Morrer em confronto com a polícia, para criminosos, faz parte das “regras do jogo”. Mas quando são percebidas como excessivas e desleais, vitimando desnecessariamente membros das comunidades, podem provocar uma forte reação do crime organizado, como em 2006 e 2012 em São Paulo. (Oliveira Junior, 2008; Gloekner e Gonçalvez, 2017; Battibugli, 2021).
Consequências funestas não apenas para os suspeitos, mas também para policiais, para as polícias enquanto instituição, para o governo e para a própria sociedade, apesar dos clamores populares por vingança contra o crime.
Não pode ser a quantidade de mortes o elemento diferenciador entre as forças de segurança e as facções criminais, mas sim o respeito ao estado de direito e à lei.
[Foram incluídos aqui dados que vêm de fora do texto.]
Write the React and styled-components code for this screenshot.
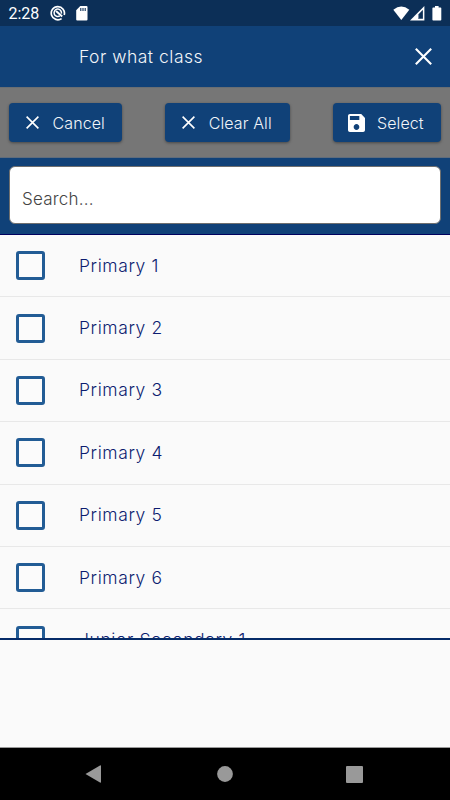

Bobbio relata que Felipe da Macedônia perguntou certa vez a um pirata porque ele insistia em atacar seus navios e cidades. Ao que o pirata teria então respondido: pelos mesmos motivos que você, mas como tenho apenas um navio sou chamado de pirata enquanto você, que tem uma frota, é chamado de almirante. O que ele argumentava é que a diferença entre eles era meramente quantitativa, uma vez que a motivação e os métodos eram os mesmos. Se não existe uma diferença qualitativa entre polícias e o crime – que deve ser o respeito ao Estado de Direito e aos direitos fundamentais – somos todos piratas, apenas com mais ou menos navios.